Much can be said against a sitting president pursuing a criminal case against his predecessor. The objective now should not be revenge, but rather to re-establish the guardrails and norms of democracy.  Our country is too polarized at this moment to absorb what would be interpreted by many as a political hit job.  If Trump is to be prosecuted, let it be by the New York authorities who apparently already have him in their sights.  His self-pardon would not block a state prosecution.

In England before the American Revolution there was never controversy over self-pardons because the king was thought to be above the law and incapable of violating it. But our Constitution rejected kings and kingly power.  It just seems wrong and contrary to our sense of justice for an elected official to be able to pardon himself. We often hear that no man is above the law, but if a president can pardon himself then he is the law.  The argument for commencing a prosecution against Trump, aside from bringing him to justice for his crimes, is to attack the idea of a presidential self-pardon at its first appearance so that the practice cannot take hold.

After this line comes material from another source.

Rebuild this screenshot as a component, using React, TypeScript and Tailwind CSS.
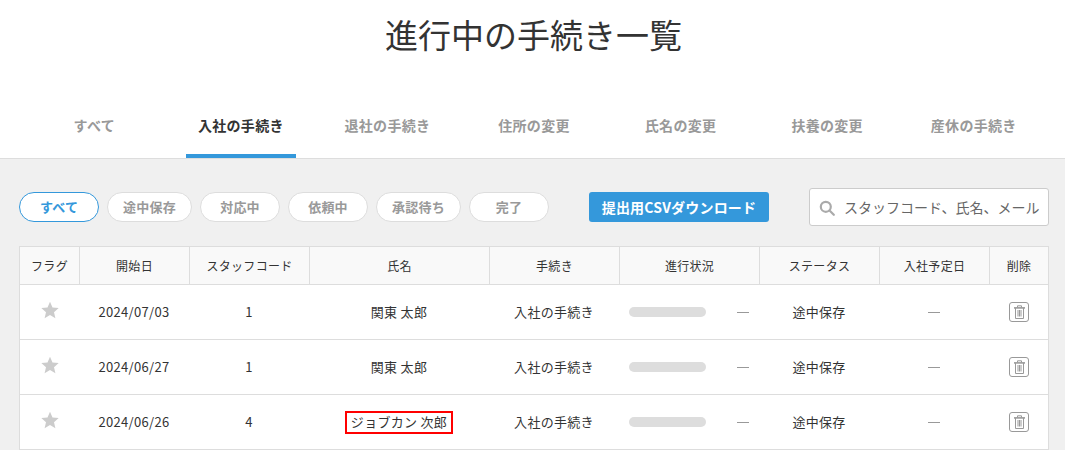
import React from "react";

const font = { fontFamily: '"Noto Sans CJK JP", "Noto Sans", sans-serif' };
const cols = "grid grid-cols-[60px_110px_120px_180px_130px_140px_120px_110px_58px]";
const tabs = ["すべて", "入社の手続き", "退社の手続き", "住所の変更", "氏名の変更", "扶養の変更", "産休の手続き"];
const pills = [
  ["すべて", "w-[80px]"],
  ["途中保存", "w-[85px]"],
  ["対応中", "w-[80px]"],
  ["依頼中", "w-[80px]"],
  ["承認待ち", "w-[85px]"],
  ["完了", "w-[80px]"],
];
const headers = ["フラグ", "開始日", "スタッフコード", "氏名", "手続き", "進行状況", "ステータス", "入社予定日", "削除"];
const rows = [
  ["2024/07/03", "1", "関東 太郎", false],
  ["2024/06/27", "1", "関東 太郎", false],
  ["2024/06/26", "4", "ジョブカン 次郎", true],
] as const;

function Star() {
  return (
    <svg width="18" height="18" viewBox="0 0 18 18" className="mt-[-5px]">
      <path d="M9 .8l2.5 5.7 6.2.6-4.7 4.1 1.4 6.1L9 14.1l-5.4 3.2L5 11.2.3 7.1l6.2-.6z" fill="#cccccc" />
    </svg>
  );
}

function Trash() {
  return (
    <span className="flex h-[20px] w-[20px] items-center justify-center rounded-[3px] border border-[#999999] bg-white">
      <svg width="13" height="14" viewBox="0 0 13 14" fill="none" stroke="#999999" strokeWidth="1">
        <path d="M1 2.9h11" strokeWidth="1.6" />
        <path d="M4.5 2.5V.8h4v1.7" />
        <path d="M2.5 3v10.5h8V3" />
        <path d="M5 5v6.5M6.5 5v6.5M8 5v6.5" />
      </svg>
    </span>
  );
}

export default function App() {
  return (
    <div style={font} className="h-[450px] w-[1065px] overflow-hidden bg-[#f0f0f0] text-[#333333]">
      <div className="h-[159px] border-b border-[#dddddd] bg-white">
        <h1 className="pt-[10px] pl-[2px] text-center text-[33px] leading-[48px] font-normal">進行中の手続き一覧</h1>
        <div className="mt-[45px] grid grid-cols-7 pr-[18px] pl-[21px]">
          {tabs.map((t, i) => (
            <div key={t} className="flex justify-center">
              <div
                className={
                  i === 1
                    ? "h-[55px] w-[110px] border-b-[4px] border-[#3498db] pt-[12px] text-center text-[14px] leading-[21px] font-bold tracking-[0.3px] text-[#333333]"
                    : "h-[55px] w-[110px] pt-[12px] text-center text-[14px] leading-[21px] font-bold tracking-[0.3px] text-[#999999]"
                }
              >
                {t}
              </div>
            </div>
          ))}
        </div>
      </div>

      <div className="flex items-center pt-[29px] pl-[19px]">
        <div className="flex gap-[8px]">
          {pills.map(([t, w], i) => (
            <div
              key={t}
              className={
                i === 0
                  ? `${w} h-[30px] rounded-[15px] border border-[#3498db] bg-white text-center text-[13px] leading-[28px] font-bold tracking-[0.2px] text-[#3498db]`
                  : `${w} h-[30px] rounded-[15px] border border-[#dddddd] bg-white text-center text-[13px] leading-[28px] font-bold tracking-[0.2px] text-[#999999]`
              }
            >
              {t}
            </div>
          ))}
        </div>
        <button className="ml-[40px] h-[30px] w-[180px] rounded-[3px] bg-[#3498db] text-center text-[14px] font-bold tracking-[0.2px] text-white">
          提出用CSVダウンロード
        </button>
        <div className="ml-[40px] flex h-[38px] w-[240px] items-center overflow-hidden rounded-[3px] border border-[#cccccc] bg-white pl-[9px]">
          <svg width="16" height="16" viewBox="0 0 16 16" fill="none" stroke="#aaaaaa" strokeWidth="2.2" className="mt-[2px] shrink-0">
            <circle cx="6.8" cy="6.8" r="5" />
            <path d="M10.5 10.5l4.3 4.3" strokeLinecap="round" />
          </svg>
          <span className="ml-[9px] text-[14px] whitespace-nowrap text-[#666666]">スタッフコード、氏名、メール</span>
        </div>
      </div>

      <div className="mt-[20px] ml-[19px] w-[1030px] border-x border-t border-[#dddddd] bg-white text-[12px] tracking-[0.3px]">
        <div className={`${cols} h-[38px] border-b border-[#dddddd] bg-[#f9f9f9] text-[12px]`}>
          {headers.map((h, i) => (
            <div key={h} className={i < 8 ? "flex items-center justify-center border-r border-[#dddddd]" : "flex items-center justify-center"}>
              {h}
            </div>
          ))}
        </div>
        {rows.map(([date, code, name, marked], i) => (
          <div key={i} className={`${cols} h-[55px] items-center border-b border-[#dddddd] text-[13px]`}>
            <div className="flex justify-center"><Star /></div>
            <div className="pr-[2px] text-center">{date}</div>
            <div className="pr-[2px] text-center">{code}</div>
            <div className="flex justify-center pr-[2px]">
              <span className={marked ? "border-2 border-[#ff0000] px-[4px] pb-[1px] leading-[18px]" : "pb-[1px] leading-[18px]"}>{name}</span>
            </div>
            <div className="pr-[2px] text-center">入社の手続き</div>
            <div className="flex items-center pl-[9px]">
              <div className="h-[10px] w-[77px] rounded-[5px] bg-[#dddddd]" />
              <span className="ml-[31px] h-px w-[12px] bg-[#999999]" />
            </div>
            <div className="pr-[2px] text-center">途中保存</div>
            <div className="flex justify-center pr-[2px]"><span className="h-px w-[12px] bg-[#999999]" /></div>
            <div className="flex justify-center"><Trash /></div>
          </div>
        ))}
      </div>
    </div>
  );
}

In summary, will Trump try to pardon himself?  I would bet on it. He has always been a norm-buster, particularly when it benefits him directly. Will he specify what crimes he has committed and what is being pardoned?  Unlikely. Will President Biden authorize a prosecution against Trump for federal crimes and attack the validity of the self-pardon?  I doubt it, but it depends on what evidence is developed and whether he receives a recommendation to do so from a special prosecutor.  What will the Supreme Court say about a self-pardon?  I am worried about the answer to that question, but it certainly would be an opportunity for the Court to establish once and for all that this is a country of laws and not strongmen.